The task
From the first line of the data below through the line holding "const auto = ['(laisser", output each line exactly and leave the pictures out.

————

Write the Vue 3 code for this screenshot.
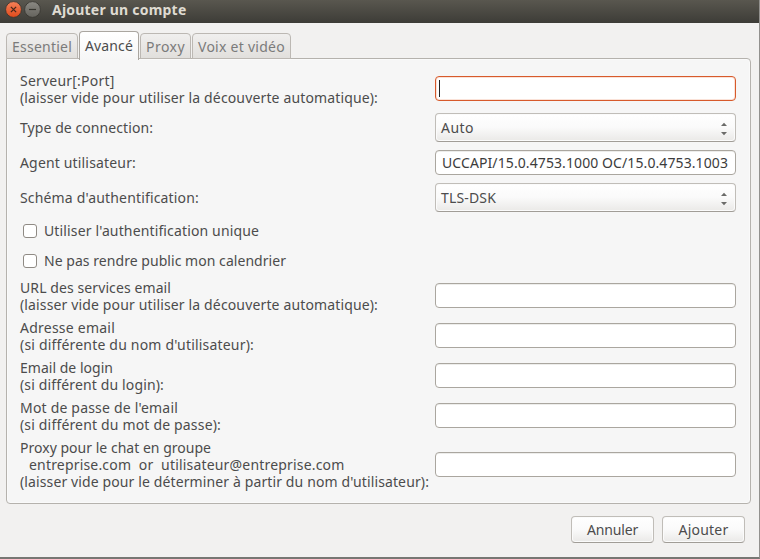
<script setup>
import { ref } from 'vue'

const tabs = [
  { name: 'Essentiel', width: 60, cls: 'tab-a' },
  { name: 'Avancé', width: 48, cls: 'tab-b' },
  { name: 'Proxy', width: 39, cls: 'tab-c' },
  { name: 'Voix et vidéo', width: 87, cls: 'tab-d' },
]
const active = ref('Avancé')
const auto = ['(laisser vide pour utiliser la découverte automatique):', 358]

const rows = [
  { type: 'input', focus: true, lines: [['Serveur[:Port]', 94.5], auto] },
  { type: 'combo', lines: [['Type de connection:', 133]], value: 'Auto', width: 33 },
  { type: 'input', lines: [['Agent utilisateur:', 116]], value: 'UCCAPI/15.0.4753.1000 OC/15.0.4753.1003', width: 286 },
  { type: 'combo', lines: [["Schéma d'authentification:", 179]], value: 'TLS-DSK', width: 55 },
  { type: 'check', lines: [["Utiliser l'authentification unique", 215]] },
  { type: 'check', lines: [['Ne pas rendre public mon calendrier', 242]] },
  { type: 'input', lines: [['URL des services email', 151], auto] },
  { type: 'input', lines: [['Adresse email', 95], ["(si différente du nom d'utilisateur):", 234]] },
  { type: 'input', lines: [['Email de login', 93], ['(si différent du login):', 144]] },
  { type: 'input', lines: [["Mot de passe de l'email", 158], ['(si différent du mot de passe):', 201]] },
  {
    type: 'input',
    lines: [
      ['Proxy pour le chat en groupe', 191],
      ['entreprise.com  or  utilisateur@entreprise.com', 315.5, true],
      ["(laisser vide pour le déterminer à partir du nom d'utilisateur):", 409],
    ],
  },
]

// Spreads letter spacing so that a label takes the given width.
const vFit = {
  mounted(el, { value }) {
    const natural = el.getBoundingClientRect().width
    el.style.letterSpacing = (value - natural) / el.textContent.length + 'px'
  },
}
</script>

<template>
  <div class="window">
    <header class="titlebar">
      <svg class="controls" width="42" height="23" viewBox="0 0 42 23">
        <defs>
          <linearGradient id="close" x1="0" y1="0" x2="0" y2="1">
            <stop offset="0" stop-color="#f58159" />
            <stop offset="1" stop-color="#df4a1b" />
          </linearGradient>
          <linearGradient id="mini" x1="0" y1="0" x2="0" y2="1">
            <stop offset="0" stop-color="#8b8983" />
            <stop offset="1" stop-color="#64635d" />
          </linearGradient>
        </defs>
        <circle cx="13.5" cy="9.5" r="7.9" fill="url(#close)" stroke="#35342f" stroke-width=".8" />
        <path d="M10.9 6.9l5.2 5.2M16.1 6.9l-5.2 5.2" stroke="#46271b" stroke-width="1.3" />
        <circle cx="32.5" cy="9.5" r="7.9" fill="url(#mini)" stroke="#35342f" stroke-width=".8" />
        <path d="M29 9.5h7" stroke="#36352f" stroke-width="1.2" />
      </svg>
      <h1 class="title"><span v-fit="134.5">Ajouter un compte</span></h1>
    </header>

    <main class="body">
      <nav class="tabs">
        <button
          v-for="tab in tabs"
          :key="tab.name"
          class="tab"
          :class="[tab.cls, { active: active === tab.name }]"
          @click="active = tab.name"
        >
          <span v-fit="tab.width">{{ tab.name }}</span>
        </button>
      </nav>

      <section class="panel">
        <div v-for="(row, i) in rows" :key="i" class="row" :class="[row.type, 'n' + row.lines.length]">
          <span v-if="row.type === 'check'" class="box"></span>
          <div class="label">
            <div v-for="(line, j) in row.lines" :key="j" class="line" :class="{ indent: line[2] }">
              <span v-fit="line[1]">{{ line[0] }}</span>
            </div>
          </div>
          <div v-if="row.type === 'input'" class="field" :class="{ focus: row.focus }">
            <i v-if="row.focus" class="caret"></i>
            <span v-if="row.value" v-fit="row.width">{{ row.value }}</span>
          </div>
          <div v-if="row.type === 'combo'" class="select">
            <span v-fit="row.width">{{ row.value }}</span>
            <svg width="6" height="14" viewBox="0 0 6 14">
              <path d="M0 4L3 0.8L6 4ZM0 10L3 13.2L6 10Z" fill="#6b6b69" />
            </svg>
          </div>
        </div>
      </section>

      <footer class="actions">
        <button class="push"><span v-fit="51">Annuler</span></button>
        <button class="push"><span v-fit="50">Ajouter</span></button>
      </footer>
    </main>
  </div>
</template>

<style>
body {
  margin: 0;
  overflow: hidden;
}
</style>

<style scoped>
.window {
  box-sizing: border-box;
  width: 760px;
  height: 559px;
  display: flex;
  flex-direction: column;
  background: #f2f1f0;
  border-right: 1px solid #92918e;
  border-bottom: 2px solid #777773;
  font-family: 'Noto Sans', 'Open Sans', sans-serif;
  font-size: 14px;
  line-height: 17px;
  color: #4c4c4c;
}
span {
  display: inline-block;
  vertical-align: top;
  white-space: pre;
}
.titlebar {
  height: 23px;
  flex: none;
  display: flex;
  background: linear-gradient(#59574f, #3d3c37);
}
.title {
  margin: 1px 0 0 10px;
  font-size: 14px;
  line-height: 18px;
  font-weight: 700;
  color: #dfdbd2;
}
.body {
  padding: 8px 8px 0 6px;
}
.tabs {
  display: flex;
  align-items: flex-end;
  height: 29px;
  position: relative;
  z-index: 1;
  margin-bottom: -2px;
}
button {
  font: inherit;
  color: inherit;
  box-sizing: border-box;
  padding: 0;
}
.tab {
  height: 26px;
  margin: 0 1px 1px 0;
  padding: 1px 0 0 5px;
  text-align: left;
  color: #7b7b7b;
  border: 1px solid #bcb8b3;
  border-radius: 4px 4px 0 0;
  background: linear-gradient(#f0efee, #e1dfdc);
}
.tab-a { width: 72px; }
.tab-b { width: 60px; }
.tab-c { width: 51px; }
.tab-d { width: 99px; }
.tab.active {
  height: 29px;
  margin-bottom: 0;
  padding-bottom: 3px;
  color: #4c4c4c;
  border-color: #aaa6a0;
  border-bottom: 0;
  background: linear-gradient(#ffffff, #f6f6f6);
}
.panel {
  box-sizing: border-box;
  width: 745px;
  height: 446px;
  padding: 13px 14px 0 13px;
  border: 1px solid #b5b2ad;
  border-radius: 0 4px 4px 4px;
  background: #f6f6f6;
  box-shadow: inset 0 0 0 1px #fafafa;
  display: grid;
  grid-template-rows: 34px 31px 27px 31px 24px 24px 34px 34px 34px 34px 51px;
  row-gap: 6px;
}
.row {
  display: grid;
  grid-template-columns: 415px 301px;
  align-items: center;
}
.row.n2,
.row.n3 {
  align-items: start;
}
.row.check {
  display: flex;
}
.check .label {
  padding-bottom: 1px;
}
.line.indent {
  padding-left: 9px;
}
.box {
  box-sizing: border-box;
  width: 14px;
  height: 14px;
  margin: 0 7px 0 3px;
  border: 1px solid #8f8a84;
  border-radius: 3px;
  background: #fff;
}
.field {
  box-sizing: border-box;
  height: 25px;
  display: flex;
  align-items: center;
  padding-left: 6px;
  border: 1px solid #aaa69f;
  border-radius: 4px;
  background: #fff;
  color: #3c3c3c;
  box-shadow: inset 0 1px 0 #ededeb;
}
.n2 .field {
  margin-top: 4px;
}
.n3 .field {
  margin-top: 13px;
}
.field.focus {
  padding-left: 3px;
  border-color: #d75a2b;
  box-shadow: inset 0 0 0 1px #fae2d8;
}
.caret {
  width: 1px;
  height: 17px;
  background: #222;
}
.select {
  box-sizing: border-box;
  height: 29px;
  display: flex;
  align-items: center;
  justify-content: space-between;
  padding: 0 8px 0 5px;
  border: 1px solid #c0bdb8;
  border-bottom-color: #a19d97;
  border-radius: 4px;
  background: linear-gradient(#ffffff, #fafafa 50%, #eae9e7);
  box-shadow: inset 0 0 0 1px #fbfbfb;
}
.select svg {
  margin-top: 3px;
}
.actions {
  display: flex;
  justify-content: flex-end;
  gap: 8px;
  padding: 12px 6px 0 0;
}
.push {
  width: 83px;
  height: 27px;
  border: 1px solid #c0bdb8;
  border-bottom-color: #a19d97;
  border-radius: 4px;
  background: linear-gradient(#ffffff, #fafafa 50%, #eae9e7);
  box-shadow: inset 0 0 0 1px #fbfbfb;
}
</style>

————

Result
Write the Vue 3 code for this screenshot.
<script setup>
import { ref } from 'vue'

const tabs = [
  { name: 'Essentiel', width: 60, cls: 'tab-a' },
  { name: 'Avancé', width: 48, cls: 'tab-b' },
  { name: 'Proxy', width: 39, cls: 'tab-c' },
  { name: 'Voix et vidéo', width: 87, cls: 'tab-d' },
]
const active = ref('Avancé')
const auto = ['(laisser vide pour utiliser la découverte automatique):', 358]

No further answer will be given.